Well Gladys Horn might have been greedy but she was not graceless. The next day she arrived with a box of chocolates to thank me for my reference. Then she told me how much she was getting.
It was more than what they had offered me. Good old Gladys.
Then Gladys told me who was going to be in the movie. It was the name of an actress you would know.
Not hugely famous. But pretty famous. I was actually a fan.
Not enough to let her use my bathroom. But a fan.
Gladys told me a little about what the movie was about, although she was sworn to secrecy, and it sounded all very nice and she had negotiated allowing three of her friends to watch the shoot, and I could come too because I had been so nice. But I had been on a movie shoot before and it was actually deathly boring, so I deferred.
As she was leaving, I said to her, “do you know the prop guy?”
And she said she did not know the prop guy.
She didn’t even know what a prop guy was. So, I explained it to her and she asked me what I wanted the prop guy for, and I said that since it was set in the 1950s they might want an age-appropriate radio for the set.
So, she said, “ah, you want to rent them a radio.” Then she put her finger to her nose which was like the sign the con men gave each other in The Sting.

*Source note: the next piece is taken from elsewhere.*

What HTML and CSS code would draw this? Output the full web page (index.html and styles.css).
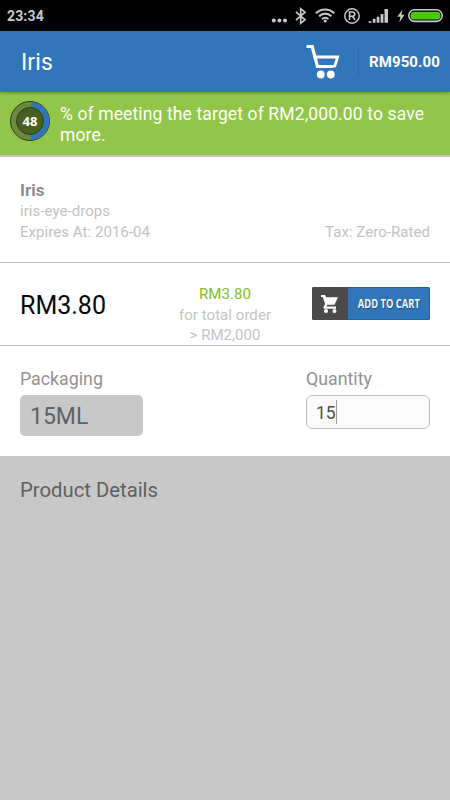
FILE: index.html
```html
<!DOCTYPE html>
<html lang="en">
<head>
<meta charset="utf-8">
<title>Iris</title>
<link rel="stylesheet" href="styles.css">
</head>
<body>
<div class="status">
  <span class="clock">23:34</span>
  <svg class="status-icons" width="180" height="31" viewBox="0 0 180 31" fill="none" stroke="#c9c9c9">
    <g fill="#c9c9c9" stroke="none"><circle cx="3.800" cy="20.500" r="2"/><circle cx="9.400" cy="20.500" r="2"/><circle cx="15" cy="20.500" r="2"/></g>
    <path d="M26 11.800l9 8-4.300 3.400V8.800l4.300 3.400-9 8" stroke-width="1.700"/>
    <path d="M46 13.200c5.400-5 13-5 18.400 0M49 16.200c3.800-3.200 8.600-3.200 12.400 0M51.900 19c2.200-1.700 4.400-1.700 6.600 0" stroke-width="2"/>
    <circle cx="55.200" cy="21" r="1.600" fill="#c9c9c9" stroke="none"/>
    <circle cx="82" cy="16" r="7.200" stroke-width="1.500"/>
    <path d="M79.500 20v-8h3c3 0 3 4.200 0 4.200h-3m3 0l2.500 3.800" stroke-width="1.600"/>
    <path d="M98.500 22.800v-1.600h3v1.600zm4.300 0v-4h2.700v4zm3.900 0v-6h2.700v6zm3.900 0v-8.800h2.800v8.800zm3.900 0V9h3.500v13.800z" fill="#c9c9c9" stroke="none"/>
    <path d="M132.500 9.500l-5.200 7.300h3.200l-1.200 5.700 5.300-7.700h-3.200z" fill="#c9c9c9" stroke="none"/>
    <rect x="138.800" y="9.800" width="33.400" height="11.600" rx="5.800" stroke-width="1.600"/>
    <rect x="140.500" y="11.800" width="30" height="7.800" rx="3.900" fill="#4cc80a" stroke="none"/>
  </svg>
</div>
<header class="bar">
  <h1 class="title">Iris</h1>
  <svg class="cart" width="36" height="36" viewBox="0 0 36 36" fill="none" stroke="#fff">
    <path d="M1.500 2.500h5.700l5.300 20h16.200" stroke-width="3.200"/>
    <path d="M8.500 13h24.200l-3.200 10" stroke-width="2.800"/>
    <circle cx="15.800" cy="30.500" r="3.900" fill="#fff" stroke="none"/><circle cx="25.800" cy="30.500" r="3.900" fill="#fff" stroke="none"/>
  </svg>
  <span class="total">RM950.00</span>
</header>
<section class="banner">
  <svg class="ring" width="40" height="40" viewBox="0 0 40 40">
    <circle cx="20" cy="20" r="19.500" fill="#6c8a42" stroke="#303d1d"/>
    <path d="M21 4A16 16 0 1 1 20.500 36" fill="none" stroke="#3176b8" stroke-width="5.500"/>
    <circle cx="20" cy="20" r="13.500" fill="#46601f" stroke="#303d1d"/>
    <text class="percent" x="20" y="25" text-anchor="middle">48</text>
  </svg>
  <p class="message">% of meeting the target of RM2,000.00 to save<br>more.</p>
</section>
<section class="info">
  <h2 class="name">Iris</h2>
  <div>iris-eye-drops</div>
  <div class="row"><span>Expires At: 2016-04</span><span>Tax: Zero-Rated</span></div>
</section>
<section class="pricing">
  <div class="price">RM3.80</div>
  <div class="deal"><div class="deal-price">RM3.80</div><div>for total order</div><div>&gt; RM2,000</div></div>
  <button class="add">
    <span class="add-icon"><svg width="20" height="20" viewBox="0 0 20 20" fill="#fff"><path d="M1 1h4l1.200 2.300H18l-3.500 7.500H7.200l-.8 1.700H16v2.200H5c-1.800 0-2-1-1.200-2.300l1.300-2.500L2.800 3H1z"/><circle cx="6" cy="17" r="2"/><circle cx="14.500" cy="17" r="2"/></svg></span>
    <span class="add-label"><span class="add-text">ADD TO CART</span></span>
  </button>
</section>
<section class="options">
  <div class="packaging"><div class="label">Packaging</div><div class="pack-value">15ML</div></div>
  <div class="quantity"><div class="label">Quantity</div><div class="quantity-value"><span>15</span><i class="caret"></i></div></div>
</section>
<section class="details"><h2 class="details-title">Product Details</h2></section>
</body>
</html>
```
FILE: styles.css
```css
* { box-sizing: border-box; }
body { margin: 0; width: 450px; height: 800px; overflow: hidden; display: flex; flex-direction: column; background: #fff; font-family: Roboto, sans-serif; }
h1, h2, p { margin: 0; font-weight: 400; }
svg { display: block; flex: none; }
.status { height: 31px; flex: none; background: #000; display: flex; justify-content: space-between; }
.clock { padding-left: 7px; color: #c9c9c9; font-size: 14px; line-height: 32px; font-weight: 700; letter-spacing: .15px; }
.bar { height: 61px; flex: none; display: flex; align-items: center; background: #3176b8; color: #fff; padding: 0 10px 0 21px; position: relative; box-shadow: 0 1px 3px rgba(0,0,0,.3); }
.title { flex: 1; font-size: 23px; letter-spacing: .1px; padding-top: 1px; }
.cart { margin-right: 17px; }
.total { height: 30px; border-left: 1px solid #296aa9; padding-left: 10px; line-height: 31px; font-size: 15px; font-weight: 700; letter-spacing: .1px; width: 82px; white-space: nowrap; }
.banner { height: 65px; flex: none; background: #92c64a; border-bottom: 2px solid #bdc3b7; display: flex; padding: 9px 0 0 10px; }
.percent { fill: #fff; font: 700 13px "Open Sans", sans-serif; }
.message { margin: 3px 0 0 10px; color: #fff; font-size: 17.500px; line-height: 20.500px; letter-spacing: .13px; white-space: nowrap; }
.info { height: 106px; flex: none; padding: 22px 20px 0; border-bottom: 1px solid #bcbcbc; color: #c2c2c2; font-size: 15px; letter-spacing: .05px; line-height: 21px; }
.name { font-size: 17px; line-height: 22px; font-weight: 700; color: #8d8d8d; }
.row { display: flex; justify-content: space-between; }
.pricing { height: 83px; flex: none; padding: 0 20px; border-bottom: 1px solid #bcbcbc; display: flex; justify-content: space-between; }
.price { width: 146px; font-size: 25px; line-height: 85px; color: #050505; white-space: nowrap; }
.deal { width: 118px; color: #c4c4c4; font-size: 15px; line-height: 20.500px; letter-spacing: .05px; text-align: center; padding-top: 21px; white-space: nowrap; }
.deal { margin-right: 28px; }
.add { width: 118px; height: 33px; flex: none; margin: 24px 0 0; padding: 0; border: 0; border-radius: 2px; display: flex; background: #3176b8; box-shadow: inset 0 0 0 1px #1268b0; }
.deal-price { color: #84bd2c; }
.add-icon { width: 36px; height: 33px; flex: none; border-radius: 2px 0 0 2px; background: #4a4a4a; display: flex; justify-content: center; align-items: center; }
.add-label { width: 82px; display: flex; justify-content: center; }
.add-text { flex: none; color: #eef5fb; font: 700 12px/33px "Open Sans", sans-serif; text-shadow: 1px 1px 1px #214e79; transform: scaleX(.78); white-space: nowrap; }
.options { height: 110px; flex: none; display: flex; justify-content: space-between; padding: 22px 20px 0; }
.label { color: #929292; font-size: 17.800px; line-height: 22px; }
.pack-value { width: 123px; height: 41px; margin-top: 5px; padding-left: 10px; border-radius: 5px; background: #c8c8c8; color: #626262; font-size: 23px; line-height: 43px; }
.quantity-value { width: 124px; height: 34px; margin-top: 5px; padding-left: 9px; border: 1px solid #bcbcbc; border-radius: 6px; background: #fafafa; color: #505050; font-size: 17.500px; line-height: 34px; display: flex; }
.caret { width: 1px; height: 24px; margin-top: 4px; background: #999; }
.details { flex: 1; background: #c8c8c8; padding: 22px 20px; }
.details-title { font-size: 20.300px; line-height: 24px; color: #606060; }
```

So, I said yes, because I didn’t really want to explain the Goodfellas debacle to Gladys. She stood there for a second, and I was sure she was going to ask me for a cut, but I guess she was getting enough for the rental and maybe she wasn’t that greedy after all. So, she did that thing with her finger and her nose again and said she would take care of it.

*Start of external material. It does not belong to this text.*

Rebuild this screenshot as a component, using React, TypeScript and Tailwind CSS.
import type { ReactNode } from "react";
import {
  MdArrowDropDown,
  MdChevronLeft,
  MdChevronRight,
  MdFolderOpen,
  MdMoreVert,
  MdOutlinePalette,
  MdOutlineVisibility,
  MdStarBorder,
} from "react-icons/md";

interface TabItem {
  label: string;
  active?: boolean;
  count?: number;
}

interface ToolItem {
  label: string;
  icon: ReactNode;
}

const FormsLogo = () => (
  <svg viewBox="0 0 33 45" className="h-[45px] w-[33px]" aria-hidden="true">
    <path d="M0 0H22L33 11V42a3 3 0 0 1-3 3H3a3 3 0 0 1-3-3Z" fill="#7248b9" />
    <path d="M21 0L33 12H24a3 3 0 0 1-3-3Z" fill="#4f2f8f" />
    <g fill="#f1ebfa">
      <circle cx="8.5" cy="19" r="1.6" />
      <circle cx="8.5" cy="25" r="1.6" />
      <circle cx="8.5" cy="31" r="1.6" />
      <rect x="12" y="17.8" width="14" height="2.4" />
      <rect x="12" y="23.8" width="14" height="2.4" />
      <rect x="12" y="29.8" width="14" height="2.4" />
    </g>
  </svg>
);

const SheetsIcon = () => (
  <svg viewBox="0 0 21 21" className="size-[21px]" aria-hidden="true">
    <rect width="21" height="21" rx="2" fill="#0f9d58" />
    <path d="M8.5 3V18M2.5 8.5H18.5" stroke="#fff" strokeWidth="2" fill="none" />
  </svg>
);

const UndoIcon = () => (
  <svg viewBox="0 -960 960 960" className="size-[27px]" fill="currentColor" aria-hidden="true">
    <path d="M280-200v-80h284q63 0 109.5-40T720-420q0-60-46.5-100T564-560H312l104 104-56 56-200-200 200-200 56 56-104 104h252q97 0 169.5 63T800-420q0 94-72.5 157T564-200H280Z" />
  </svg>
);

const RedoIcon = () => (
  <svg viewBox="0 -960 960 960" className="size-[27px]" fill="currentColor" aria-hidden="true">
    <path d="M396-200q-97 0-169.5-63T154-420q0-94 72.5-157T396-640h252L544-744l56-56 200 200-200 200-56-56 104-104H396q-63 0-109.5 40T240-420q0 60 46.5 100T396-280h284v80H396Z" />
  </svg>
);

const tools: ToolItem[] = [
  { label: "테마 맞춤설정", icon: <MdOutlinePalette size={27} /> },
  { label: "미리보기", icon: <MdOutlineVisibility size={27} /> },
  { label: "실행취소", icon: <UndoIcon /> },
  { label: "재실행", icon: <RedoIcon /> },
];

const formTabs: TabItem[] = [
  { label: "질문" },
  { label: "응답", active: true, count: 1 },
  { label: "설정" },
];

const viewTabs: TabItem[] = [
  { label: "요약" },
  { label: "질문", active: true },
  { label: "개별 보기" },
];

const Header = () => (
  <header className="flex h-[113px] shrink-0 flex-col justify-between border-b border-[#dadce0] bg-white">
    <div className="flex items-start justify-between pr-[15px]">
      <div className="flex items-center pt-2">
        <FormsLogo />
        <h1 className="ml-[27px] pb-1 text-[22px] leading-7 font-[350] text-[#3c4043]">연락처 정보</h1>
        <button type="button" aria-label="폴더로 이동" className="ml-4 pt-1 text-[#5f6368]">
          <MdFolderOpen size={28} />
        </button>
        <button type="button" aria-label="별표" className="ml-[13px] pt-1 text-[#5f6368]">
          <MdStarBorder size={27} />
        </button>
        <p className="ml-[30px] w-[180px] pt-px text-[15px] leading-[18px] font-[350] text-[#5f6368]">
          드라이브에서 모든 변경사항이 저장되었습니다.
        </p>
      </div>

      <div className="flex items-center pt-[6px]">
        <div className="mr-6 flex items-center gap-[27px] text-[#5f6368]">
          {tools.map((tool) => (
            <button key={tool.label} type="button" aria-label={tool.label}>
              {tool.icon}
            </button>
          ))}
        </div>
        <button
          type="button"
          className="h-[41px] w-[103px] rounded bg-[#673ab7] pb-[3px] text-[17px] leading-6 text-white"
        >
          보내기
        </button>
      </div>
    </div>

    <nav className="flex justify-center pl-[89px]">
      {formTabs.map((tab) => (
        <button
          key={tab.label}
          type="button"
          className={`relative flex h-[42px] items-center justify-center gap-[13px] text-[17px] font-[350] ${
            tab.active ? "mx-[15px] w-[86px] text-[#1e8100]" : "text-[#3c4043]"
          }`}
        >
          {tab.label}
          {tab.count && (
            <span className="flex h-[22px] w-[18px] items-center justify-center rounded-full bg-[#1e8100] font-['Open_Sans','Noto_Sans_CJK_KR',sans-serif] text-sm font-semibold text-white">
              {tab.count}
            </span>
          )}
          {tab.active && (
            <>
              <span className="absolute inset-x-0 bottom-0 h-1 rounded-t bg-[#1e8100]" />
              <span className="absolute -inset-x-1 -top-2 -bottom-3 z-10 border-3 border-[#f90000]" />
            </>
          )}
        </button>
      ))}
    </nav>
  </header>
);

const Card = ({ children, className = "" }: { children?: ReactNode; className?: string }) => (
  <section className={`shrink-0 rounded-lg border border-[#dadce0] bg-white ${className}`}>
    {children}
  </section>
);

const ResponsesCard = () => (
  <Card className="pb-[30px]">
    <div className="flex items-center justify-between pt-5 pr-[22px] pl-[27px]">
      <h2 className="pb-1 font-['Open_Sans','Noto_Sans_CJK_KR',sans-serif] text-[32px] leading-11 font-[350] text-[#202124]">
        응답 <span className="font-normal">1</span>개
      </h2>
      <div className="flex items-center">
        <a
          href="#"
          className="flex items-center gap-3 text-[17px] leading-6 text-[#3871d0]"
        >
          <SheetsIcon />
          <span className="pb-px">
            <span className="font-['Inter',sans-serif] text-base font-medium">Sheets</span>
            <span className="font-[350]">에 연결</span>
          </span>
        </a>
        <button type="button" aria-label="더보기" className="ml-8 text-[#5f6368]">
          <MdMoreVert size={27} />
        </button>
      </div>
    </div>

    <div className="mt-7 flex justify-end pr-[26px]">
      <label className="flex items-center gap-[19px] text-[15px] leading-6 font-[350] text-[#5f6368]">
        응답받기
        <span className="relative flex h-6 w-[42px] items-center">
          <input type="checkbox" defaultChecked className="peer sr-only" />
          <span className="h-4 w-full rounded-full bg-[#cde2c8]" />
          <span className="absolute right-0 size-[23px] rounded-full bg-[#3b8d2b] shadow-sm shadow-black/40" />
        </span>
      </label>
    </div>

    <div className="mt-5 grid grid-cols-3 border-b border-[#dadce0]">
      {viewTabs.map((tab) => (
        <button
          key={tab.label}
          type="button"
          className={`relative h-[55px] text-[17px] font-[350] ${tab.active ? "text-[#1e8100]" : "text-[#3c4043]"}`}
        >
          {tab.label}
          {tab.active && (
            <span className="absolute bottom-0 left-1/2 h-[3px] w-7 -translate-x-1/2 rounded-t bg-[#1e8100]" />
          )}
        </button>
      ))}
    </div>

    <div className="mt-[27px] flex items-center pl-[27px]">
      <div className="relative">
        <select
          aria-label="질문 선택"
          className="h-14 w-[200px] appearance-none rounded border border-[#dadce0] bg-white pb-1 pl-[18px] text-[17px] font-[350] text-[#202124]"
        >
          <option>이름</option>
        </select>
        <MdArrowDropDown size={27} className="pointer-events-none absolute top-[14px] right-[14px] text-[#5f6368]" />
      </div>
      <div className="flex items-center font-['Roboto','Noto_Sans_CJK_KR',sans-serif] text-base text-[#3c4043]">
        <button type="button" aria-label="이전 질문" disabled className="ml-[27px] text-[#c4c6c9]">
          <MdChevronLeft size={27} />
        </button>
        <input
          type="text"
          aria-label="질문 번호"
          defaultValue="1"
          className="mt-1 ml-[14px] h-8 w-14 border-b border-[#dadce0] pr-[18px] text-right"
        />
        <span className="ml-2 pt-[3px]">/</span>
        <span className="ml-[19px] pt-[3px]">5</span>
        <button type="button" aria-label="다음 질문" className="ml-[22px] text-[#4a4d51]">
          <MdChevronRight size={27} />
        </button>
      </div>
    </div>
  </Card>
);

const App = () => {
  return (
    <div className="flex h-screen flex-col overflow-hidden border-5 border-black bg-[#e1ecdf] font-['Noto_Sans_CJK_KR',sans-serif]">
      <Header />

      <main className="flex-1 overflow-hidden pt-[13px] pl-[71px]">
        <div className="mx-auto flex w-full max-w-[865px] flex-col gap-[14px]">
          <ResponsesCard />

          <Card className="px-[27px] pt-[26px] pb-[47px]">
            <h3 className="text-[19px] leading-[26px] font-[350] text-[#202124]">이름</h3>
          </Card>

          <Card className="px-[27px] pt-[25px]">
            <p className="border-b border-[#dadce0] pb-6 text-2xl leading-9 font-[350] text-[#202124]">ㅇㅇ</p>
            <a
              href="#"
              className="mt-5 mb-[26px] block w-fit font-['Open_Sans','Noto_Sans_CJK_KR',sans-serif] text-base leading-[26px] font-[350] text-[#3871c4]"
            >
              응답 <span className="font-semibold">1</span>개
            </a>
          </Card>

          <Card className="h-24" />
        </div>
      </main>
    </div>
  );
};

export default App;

And take care of it she did because damn if I didn’t get a knock on the door three hours later, and it was not the prop guy but a prop gal, and I’m not even sure if either is politically correct. Either way, I opened the door and she said, “I’ve come for the radio.”
I said, “ok.”
And then she said, “I can’t do more than $800.”
I said that was fine because I would have paid her to get one of my radios in the movie. I was going to give it to charity or maybe buy new golf clubs - I wasn’t sure yet.

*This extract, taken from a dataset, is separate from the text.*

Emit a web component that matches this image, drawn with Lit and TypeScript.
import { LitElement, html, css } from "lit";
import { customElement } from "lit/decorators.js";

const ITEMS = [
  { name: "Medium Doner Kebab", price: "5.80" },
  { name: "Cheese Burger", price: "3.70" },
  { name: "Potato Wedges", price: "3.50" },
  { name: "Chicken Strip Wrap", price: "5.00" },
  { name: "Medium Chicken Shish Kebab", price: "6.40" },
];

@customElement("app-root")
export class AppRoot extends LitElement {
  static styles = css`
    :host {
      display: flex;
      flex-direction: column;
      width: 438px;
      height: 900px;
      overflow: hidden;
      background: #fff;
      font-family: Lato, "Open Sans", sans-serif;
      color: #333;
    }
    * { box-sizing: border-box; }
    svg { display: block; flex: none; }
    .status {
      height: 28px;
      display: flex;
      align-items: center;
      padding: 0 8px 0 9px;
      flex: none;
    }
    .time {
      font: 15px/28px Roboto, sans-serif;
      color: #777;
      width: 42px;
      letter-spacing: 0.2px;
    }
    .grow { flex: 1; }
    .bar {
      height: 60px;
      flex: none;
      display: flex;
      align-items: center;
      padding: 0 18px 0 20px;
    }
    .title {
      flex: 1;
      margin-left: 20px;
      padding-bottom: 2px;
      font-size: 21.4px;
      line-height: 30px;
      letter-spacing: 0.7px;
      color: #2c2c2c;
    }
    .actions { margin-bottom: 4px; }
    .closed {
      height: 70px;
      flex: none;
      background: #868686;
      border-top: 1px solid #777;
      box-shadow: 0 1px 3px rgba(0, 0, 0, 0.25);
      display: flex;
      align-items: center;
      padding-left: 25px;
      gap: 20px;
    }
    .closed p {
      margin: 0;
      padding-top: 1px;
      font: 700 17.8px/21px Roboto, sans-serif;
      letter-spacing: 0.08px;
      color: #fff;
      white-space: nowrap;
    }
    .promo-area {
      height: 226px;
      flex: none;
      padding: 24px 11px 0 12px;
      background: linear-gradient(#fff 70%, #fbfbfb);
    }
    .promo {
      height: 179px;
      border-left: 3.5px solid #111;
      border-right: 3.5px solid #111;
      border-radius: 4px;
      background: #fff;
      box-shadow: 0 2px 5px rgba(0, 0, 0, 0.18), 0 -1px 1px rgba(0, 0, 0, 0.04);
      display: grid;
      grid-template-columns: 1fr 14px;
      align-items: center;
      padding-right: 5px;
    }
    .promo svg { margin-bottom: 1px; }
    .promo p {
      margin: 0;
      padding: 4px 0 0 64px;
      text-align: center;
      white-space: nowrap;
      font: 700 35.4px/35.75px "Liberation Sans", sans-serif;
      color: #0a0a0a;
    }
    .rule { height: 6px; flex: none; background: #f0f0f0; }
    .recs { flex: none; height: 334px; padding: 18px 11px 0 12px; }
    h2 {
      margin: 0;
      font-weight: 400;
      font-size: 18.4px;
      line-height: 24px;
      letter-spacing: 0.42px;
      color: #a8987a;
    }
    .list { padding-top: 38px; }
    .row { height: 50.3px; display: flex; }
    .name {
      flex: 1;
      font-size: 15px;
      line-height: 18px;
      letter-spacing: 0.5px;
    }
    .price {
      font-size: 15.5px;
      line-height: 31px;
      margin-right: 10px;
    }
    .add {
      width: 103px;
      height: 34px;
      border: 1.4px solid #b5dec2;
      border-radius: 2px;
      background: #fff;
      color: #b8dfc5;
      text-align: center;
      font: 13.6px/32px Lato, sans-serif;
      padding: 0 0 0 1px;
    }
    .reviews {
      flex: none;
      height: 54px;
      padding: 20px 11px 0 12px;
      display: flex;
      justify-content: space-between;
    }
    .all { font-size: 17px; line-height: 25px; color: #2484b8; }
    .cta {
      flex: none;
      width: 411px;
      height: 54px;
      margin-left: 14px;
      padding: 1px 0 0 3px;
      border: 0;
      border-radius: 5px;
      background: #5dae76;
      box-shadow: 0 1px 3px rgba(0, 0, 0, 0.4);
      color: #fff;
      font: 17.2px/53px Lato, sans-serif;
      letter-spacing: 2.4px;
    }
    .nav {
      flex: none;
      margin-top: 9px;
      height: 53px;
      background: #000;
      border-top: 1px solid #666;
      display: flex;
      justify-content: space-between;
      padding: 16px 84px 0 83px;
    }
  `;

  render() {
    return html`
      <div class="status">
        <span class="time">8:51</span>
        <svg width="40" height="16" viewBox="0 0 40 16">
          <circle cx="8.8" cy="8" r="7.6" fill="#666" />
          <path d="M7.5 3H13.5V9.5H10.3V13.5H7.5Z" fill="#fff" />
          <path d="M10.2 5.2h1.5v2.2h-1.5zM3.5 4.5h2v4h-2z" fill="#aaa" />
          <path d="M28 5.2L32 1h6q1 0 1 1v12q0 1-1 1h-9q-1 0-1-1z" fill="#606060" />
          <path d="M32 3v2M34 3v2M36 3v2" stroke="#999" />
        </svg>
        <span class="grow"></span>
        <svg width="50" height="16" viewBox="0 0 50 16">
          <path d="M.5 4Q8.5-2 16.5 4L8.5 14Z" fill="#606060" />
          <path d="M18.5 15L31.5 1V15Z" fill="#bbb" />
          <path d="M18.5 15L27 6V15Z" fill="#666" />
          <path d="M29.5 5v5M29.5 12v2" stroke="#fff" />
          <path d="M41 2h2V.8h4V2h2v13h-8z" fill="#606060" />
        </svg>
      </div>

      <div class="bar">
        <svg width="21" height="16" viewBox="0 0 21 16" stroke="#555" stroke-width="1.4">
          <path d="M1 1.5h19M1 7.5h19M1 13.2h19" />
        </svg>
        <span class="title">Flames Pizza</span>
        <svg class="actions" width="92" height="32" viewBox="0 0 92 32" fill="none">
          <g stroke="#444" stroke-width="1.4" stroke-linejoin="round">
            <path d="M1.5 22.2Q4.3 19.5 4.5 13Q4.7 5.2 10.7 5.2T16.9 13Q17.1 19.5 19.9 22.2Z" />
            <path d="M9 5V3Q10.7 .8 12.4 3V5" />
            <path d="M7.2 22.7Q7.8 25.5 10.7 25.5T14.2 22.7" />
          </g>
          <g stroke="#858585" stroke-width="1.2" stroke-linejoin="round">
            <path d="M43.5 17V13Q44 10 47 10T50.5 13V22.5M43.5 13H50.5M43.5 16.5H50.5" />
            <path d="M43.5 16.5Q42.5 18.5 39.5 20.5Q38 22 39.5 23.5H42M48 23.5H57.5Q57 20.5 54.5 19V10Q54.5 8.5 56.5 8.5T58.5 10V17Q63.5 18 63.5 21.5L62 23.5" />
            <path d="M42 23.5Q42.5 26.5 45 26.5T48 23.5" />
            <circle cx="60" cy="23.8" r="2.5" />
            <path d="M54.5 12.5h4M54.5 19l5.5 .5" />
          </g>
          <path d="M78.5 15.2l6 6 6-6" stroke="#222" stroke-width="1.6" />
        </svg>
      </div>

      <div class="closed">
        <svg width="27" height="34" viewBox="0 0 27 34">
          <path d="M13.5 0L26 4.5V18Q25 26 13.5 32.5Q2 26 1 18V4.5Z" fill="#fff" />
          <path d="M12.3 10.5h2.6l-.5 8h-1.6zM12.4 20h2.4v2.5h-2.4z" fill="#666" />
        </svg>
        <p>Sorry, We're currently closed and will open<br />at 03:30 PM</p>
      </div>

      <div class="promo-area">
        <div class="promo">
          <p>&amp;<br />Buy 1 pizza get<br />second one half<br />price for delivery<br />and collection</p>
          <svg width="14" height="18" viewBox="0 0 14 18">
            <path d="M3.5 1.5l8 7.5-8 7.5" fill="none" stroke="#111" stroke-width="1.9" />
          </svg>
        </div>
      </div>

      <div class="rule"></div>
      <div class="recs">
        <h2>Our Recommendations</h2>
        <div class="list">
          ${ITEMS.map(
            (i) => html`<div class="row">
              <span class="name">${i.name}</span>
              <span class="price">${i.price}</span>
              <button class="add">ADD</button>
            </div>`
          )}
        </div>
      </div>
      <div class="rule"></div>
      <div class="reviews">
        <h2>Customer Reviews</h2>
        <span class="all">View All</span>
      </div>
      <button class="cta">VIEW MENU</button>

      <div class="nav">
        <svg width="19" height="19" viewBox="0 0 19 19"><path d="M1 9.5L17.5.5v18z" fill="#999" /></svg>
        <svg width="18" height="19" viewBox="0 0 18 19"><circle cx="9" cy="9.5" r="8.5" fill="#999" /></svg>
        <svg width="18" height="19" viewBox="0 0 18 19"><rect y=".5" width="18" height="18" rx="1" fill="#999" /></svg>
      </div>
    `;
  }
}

The prop person, yeah, that sounds better, then told me the movie takes place in 1953 and the director was all about authenticity so I gave her a very thorough tour of all the radios I had in the 1949-1953 range and she took a bunch of pictures and said she would consult with the director and get back to me.
I was pretty excited about the whole thing especially after she told me that the radio would appear in a scene with the moderately famous actress.
On the way out, the prop person asked me about a radio sitting on my coffee table. I had just received it.
“Yeah,” I said, “aint she a beaut. 1963 Bulova. AM/FM. Plays like a champ.”
She said, “That’s the one we want.”
I said, “it was made 12 years after the year your movie is set in.”
And she said, “nobody is going to know. I like the color. Matches,” - and she said the name of the actress - her “eyes.”
“Don’t you have to ask the director?”
“For a radio? No. I make those decisions.”
“But what about authenticity?”
“Honey,” she said, “this is Hollywood. Is cash ok?”
I really liked my new golf clubs. The radio got cut from the movie. Probably for the best.
I’m back in the basement of the cottage watching another bad movie.
My sister-in-law says, “did you hear they are filming a movie in Huntsville next winter? It is set in the 1940s.”
Nice, I think to myself, I’ve got the perfect Emerson for that.